Looking ahead for the AFL, there are developers working on using artificial intelligence to take data from game stats and compare it to historic match outcomes and team or player metrics during matches to provide coaches with real time feedback, predictions and suggestions to support their decision making. Could this be the future of local government?
Imagine, councils collecting data on real measures of whether performance is meeting community needs and expectations, using that data to compile real-time performance stats, and then using artificial intelligence to provide advice in real time on decisions that should be made to improve performance.
We can all dream.
Footnote
A colleague pointed out another aspect of football statistics known as ‘ stat padding’, in which players pass between each other to increase their stats without moving the ball forward. They benefit in terms of their personal performance but the team doesn’t.
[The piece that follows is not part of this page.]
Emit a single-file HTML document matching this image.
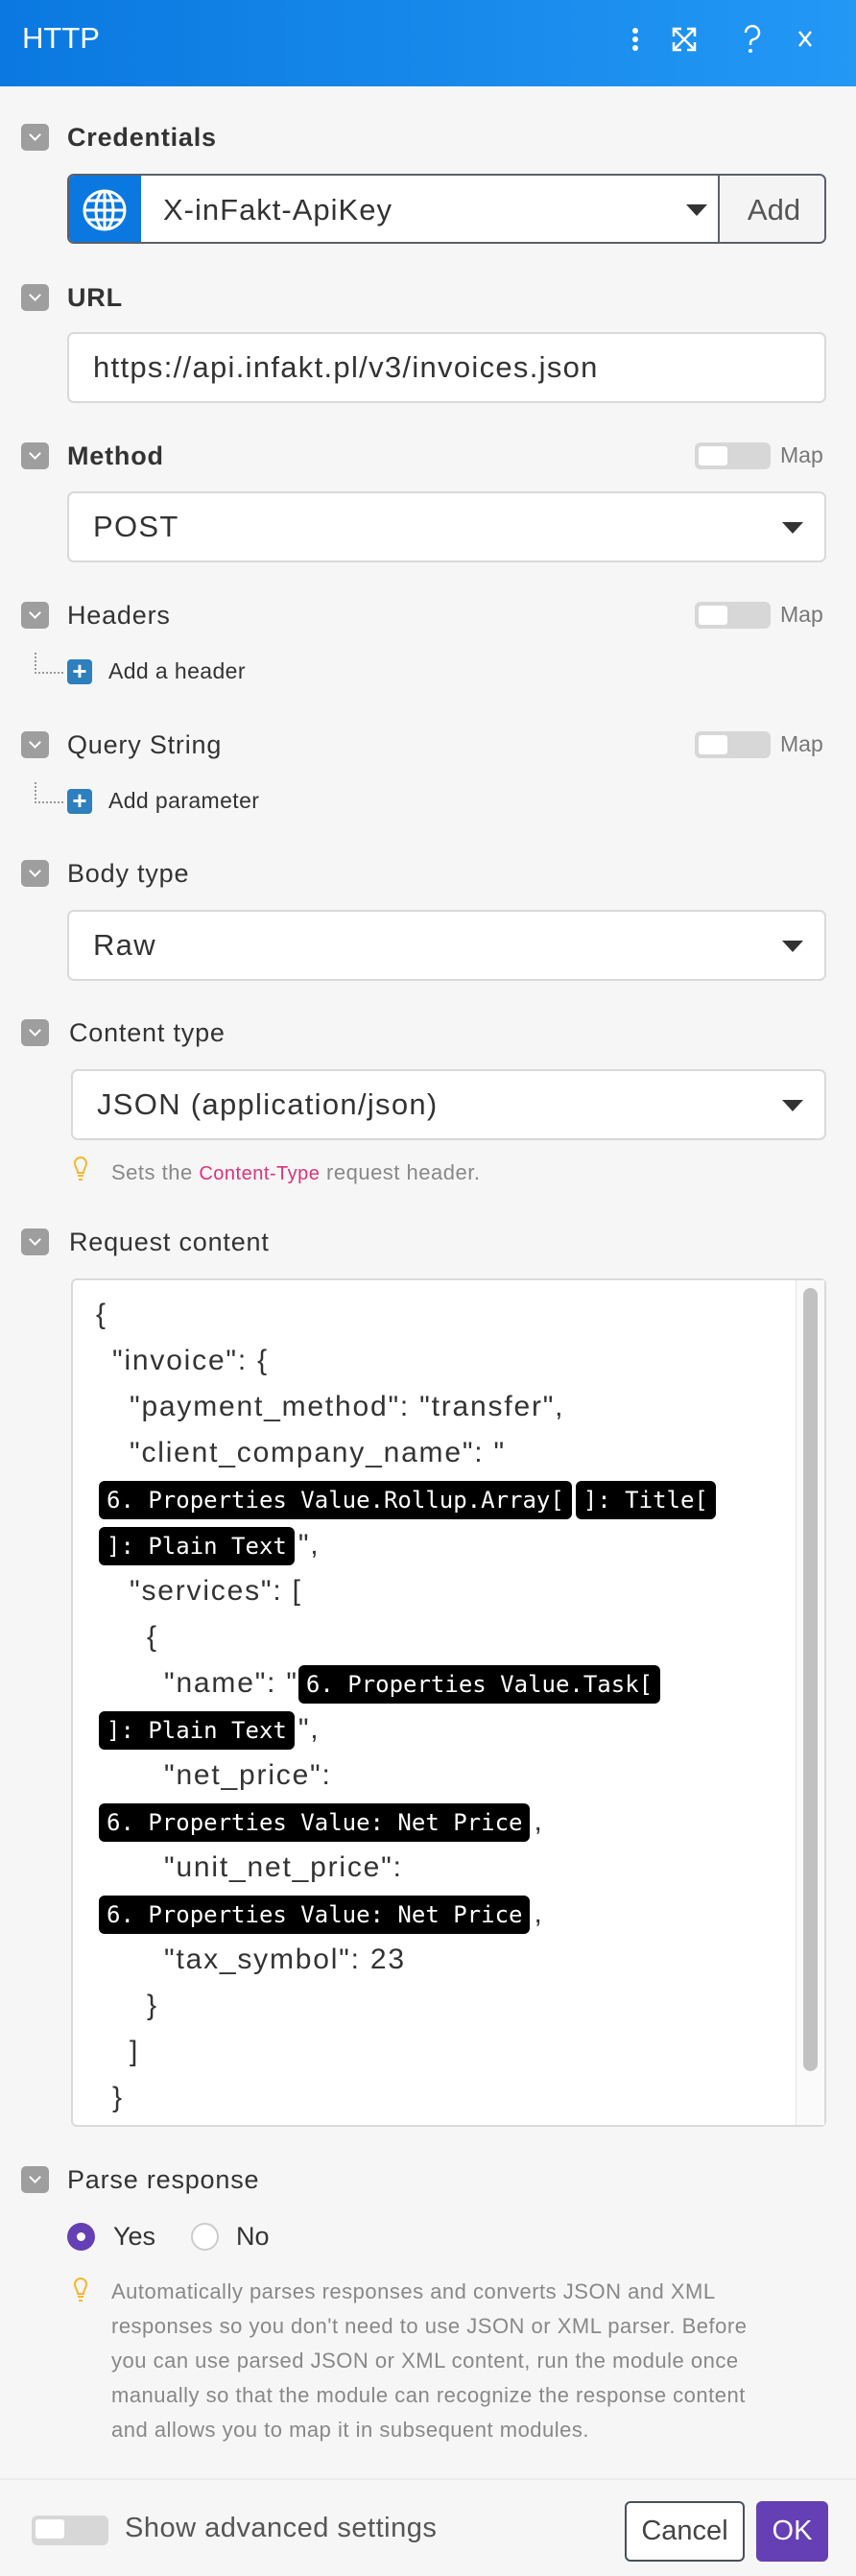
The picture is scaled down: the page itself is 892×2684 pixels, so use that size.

She suggested the council equivalent could happen. I suppose filling the same pothole several times and counting each time as another service request completed is already a form of council stat padding. If you count failure demand as work, then I am sure some councils have impressive stats.



CEO HUNGER GAMES
We need a gladiatorial event each year where CEO’s could get this performance nonsense out of their meagre managerial minds.
They could compete to lay road aggregate, wrangle kids in kindergartens, do actual real time customer service talking to residents on the phone, lead story time at a local library, plant trees….
These events could be individual, with real time performance criteria ranked on mobile apps and aggregateed at the end, or they could be CEO on CEO, or in teams.
The performance criteria could be downloaded by the audience, providing real time ranking for the participants.